0%超が何を言いたいのかは極めて曖昧ですが(その時点でインフレ目標の体をなしていません)、仮にインフレ率を0%台近傍に戻すという意味なら*2、それは現状では強烈な金融引き締めを意味します。物価には上方バイアスがあるため、0%を目標にするのはデフレ容認に等しい政策です。物価の上方バイアスの問題に加えて、物価や賃金の下方硬直性、名目利子率の実効下限制約も考慮すると、デフレに陥るリスクを避けるためにも2%目標が合理的です。いったんデフレになると、経済に極めて深刻な影響が及びますから、デフレに陥らないように、2%程度を目指すのが安全なのです。

多くの中銀のサイトには0%を超えているとか0%というだけでは何故まずいのかが丁寧に書いてあります*3。物価指数のバイアスから0%ちょうどでは実際はデフレになること、デフレに陥るリスクを考慮すればある程度プラスである必要があること等が説明してあります。実際、ニュージーランド中銀は当初は0-2%の目標を設定していましたが、1999年にはデフレに陥りそうになったため、2002年からは1-3%に目標を見直し、2012年以降はさらに透明性を高めるため中心的目標として2%を明記するようになり現在に至っています*4

また、現在2%目標が国際標準になっていますから、2%以下の目標を設定した場合、超円高を容認することになってしまいます。奇をてらって2%以外の目標を敢えて設定するのは日本経済を全く意味がない理由で苦しめる結果になるでしょう。

インフレ目標を 0%超に変更する政策は、立憲民主党の他の公約と合わせると、ますますひどい結果を招くのは明らかです。最低賃金を1500 円に引き上げ、正規雇用を原則にするというのですから、これは結局、大失業と中小企業倒産を公約しているのと同じです。政権交代を目指すのであれば、アベノミクス憎しでずれた公約をするのではなく、金融政策についても一般的な常識ある主張をしてほしいと思います。

*1:以下の紹介を参照。
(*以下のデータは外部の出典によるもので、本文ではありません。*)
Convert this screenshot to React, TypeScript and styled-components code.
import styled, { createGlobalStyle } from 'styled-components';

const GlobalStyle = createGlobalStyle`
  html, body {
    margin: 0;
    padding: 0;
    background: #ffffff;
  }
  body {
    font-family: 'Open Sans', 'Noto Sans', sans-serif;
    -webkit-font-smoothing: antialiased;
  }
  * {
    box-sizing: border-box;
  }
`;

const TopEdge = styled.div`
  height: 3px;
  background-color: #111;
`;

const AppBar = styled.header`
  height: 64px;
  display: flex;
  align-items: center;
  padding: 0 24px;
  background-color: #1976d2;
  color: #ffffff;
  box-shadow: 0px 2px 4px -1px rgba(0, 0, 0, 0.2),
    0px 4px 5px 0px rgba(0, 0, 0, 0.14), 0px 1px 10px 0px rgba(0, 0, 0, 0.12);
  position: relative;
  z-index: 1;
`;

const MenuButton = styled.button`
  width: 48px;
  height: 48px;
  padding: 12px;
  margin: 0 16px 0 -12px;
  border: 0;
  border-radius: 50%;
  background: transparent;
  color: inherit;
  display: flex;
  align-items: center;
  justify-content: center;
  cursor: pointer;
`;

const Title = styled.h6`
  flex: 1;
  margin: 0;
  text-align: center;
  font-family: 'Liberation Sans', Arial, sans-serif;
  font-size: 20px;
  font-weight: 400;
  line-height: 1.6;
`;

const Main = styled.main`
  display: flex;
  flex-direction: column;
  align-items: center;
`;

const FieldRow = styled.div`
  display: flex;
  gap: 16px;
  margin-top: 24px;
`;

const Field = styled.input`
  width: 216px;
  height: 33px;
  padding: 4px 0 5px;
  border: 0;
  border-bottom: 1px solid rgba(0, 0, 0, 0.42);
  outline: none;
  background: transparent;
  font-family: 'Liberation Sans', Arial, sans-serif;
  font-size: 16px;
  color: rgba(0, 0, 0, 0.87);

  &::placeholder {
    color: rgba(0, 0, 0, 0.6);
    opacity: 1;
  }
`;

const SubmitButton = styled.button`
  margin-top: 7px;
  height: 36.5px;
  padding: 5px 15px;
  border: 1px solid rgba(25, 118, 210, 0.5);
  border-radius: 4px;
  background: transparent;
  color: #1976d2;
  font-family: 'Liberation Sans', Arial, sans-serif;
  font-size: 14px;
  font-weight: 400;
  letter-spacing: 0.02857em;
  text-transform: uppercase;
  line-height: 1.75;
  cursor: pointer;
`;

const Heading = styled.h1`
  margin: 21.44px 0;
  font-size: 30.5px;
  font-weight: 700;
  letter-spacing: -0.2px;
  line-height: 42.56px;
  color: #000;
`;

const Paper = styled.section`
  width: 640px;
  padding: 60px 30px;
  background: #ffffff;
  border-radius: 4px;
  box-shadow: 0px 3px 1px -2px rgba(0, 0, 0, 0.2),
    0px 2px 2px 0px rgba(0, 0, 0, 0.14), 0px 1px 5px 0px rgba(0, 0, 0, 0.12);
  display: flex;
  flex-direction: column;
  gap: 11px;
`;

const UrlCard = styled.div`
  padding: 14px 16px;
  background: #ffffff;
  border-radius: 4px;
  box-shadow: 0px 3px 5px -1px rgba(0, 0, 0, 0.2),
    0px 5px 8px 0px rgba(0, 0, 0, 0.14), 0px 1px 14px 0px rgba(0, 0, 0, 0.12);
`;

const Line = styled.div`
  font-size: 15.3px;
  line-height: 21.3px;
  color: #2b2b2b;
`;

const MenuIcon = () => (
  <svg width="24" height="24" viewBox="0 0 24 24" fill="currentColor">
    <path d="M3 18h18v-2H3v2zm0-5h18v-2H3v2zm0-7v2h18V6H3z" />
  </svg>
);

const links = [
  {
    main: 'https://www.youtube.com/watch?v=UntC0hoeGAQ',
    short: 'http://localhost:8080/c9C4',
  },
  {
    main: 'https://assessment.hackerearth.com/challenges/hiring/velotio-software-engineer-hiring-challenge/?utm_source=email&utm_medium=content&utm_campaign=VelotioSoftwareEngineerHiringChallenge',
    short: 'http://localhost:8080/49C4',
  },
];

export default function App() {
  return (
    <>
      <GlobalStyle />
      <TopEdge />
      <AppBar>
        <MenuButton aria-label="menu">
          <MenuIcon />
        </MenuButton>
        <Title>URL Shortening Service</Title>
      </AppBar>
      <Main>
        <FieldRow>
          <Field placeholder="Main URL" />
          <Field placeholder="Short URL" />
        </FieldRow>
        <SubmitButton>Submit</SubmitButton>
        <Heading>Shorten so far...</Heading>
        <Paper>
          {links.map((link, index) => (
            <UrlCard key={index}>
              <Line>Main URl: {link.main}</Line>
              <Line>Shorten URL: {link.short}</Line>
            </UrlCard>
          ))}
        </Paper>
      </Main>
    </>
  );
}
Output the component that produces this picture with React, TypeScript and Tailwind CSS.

Jahan, S. (2017) ”Inflation targeting: Holding the line," Finance & Development, 4, 72-73., Rose, A. (2020) "iPhones, iCrises and iTargets: Inflation Targeting is eradicating International Financial Crises in the iPhone era," Centre for Economic Policy Research.

*2:そう解釈するのが自然です。「0%超」に対しては、有識者や他党の議員から「0%近傍を目指すというのは事実上デフレに逆戻りすることになる」という批判が起きました。これに対して、立憲民主党の支持者や議員たちは、そんな批判は誤解・曲解で「ゼロでないプラスの領域で2%も含むのだ」等と反論していました。しかし、「0%超」は多義的でどうとでも取れるものですし、2%から引き下げると言っているのですから、0%近傍を目指すと解釈するのが自然でしょう。仮に0%以上のプラスの領域なら何でも構わないということなら、2%だろうが200%だろうが構わないということになってしまいますが、そんな目標は意味をなしません。日銀にこういうどうとでも解釈できる目標を与えるのはインフレ目標を無意味化するに等しいでしょう。仮に「0%超」を「0%近傍」とみなすのが”誤解”であるとしたら、問題があるのは有識者ですら意味がわからない公約をする政党の方です。誰もが持つ当然の懸念や疑問に対して、高圧的に「日本語もわからないのか」と言わんばかりの喧嘩腰の態度をとるのは有権者に対して失礼で、強い違和感を覚えました。

*3:例えば、スペイン中銀の解説 Why has the inflation target been set at 2%, rather than at 0%? - Euro area monetary policy and instruments - Monetary policy - Activities - Banco de España あるいは、クリーブランド連銀の解説 Inflation 101: Why Does the Fed Care about Inflation? 等がわかりやすいでしょう。

*4:2000年代以降、多くの中央銀行は、日本のデフレの経験に学びデフレリスクを避けるため0%をある程度上回る値を下限とする目標を定めるようになりました(この経緯は例えば、伊藤隆敏・林伴子 (2006)『インフレ目標と金融政策』(東洋経済新報社)を参照)。なお、「インフレ目標はインフレを抑えるためのもので、デフレにしないために導入した国はない」などと書いている方が未だにいて本当にうんざりしますが、大恐慌下のスウェーデンでは、物価水準目標を導入して、デフレを防いだ歴史がありますし(例えば、Berg, C., and Jonung, L. (1999)" Pioneering price level targeting: the Swedish experience 1931–1937," Journal of Monetary Economics, 43(3), 525-551.)、デフレを避けることもインフレ目標の重要な役割であることはさんざん議論されています。中央銀行の間の常識ですし、そういう話は多くの書籍で紹介済みです。もういい加減勉強せずに古い議論を持ち出すのはやめてほしいと思います。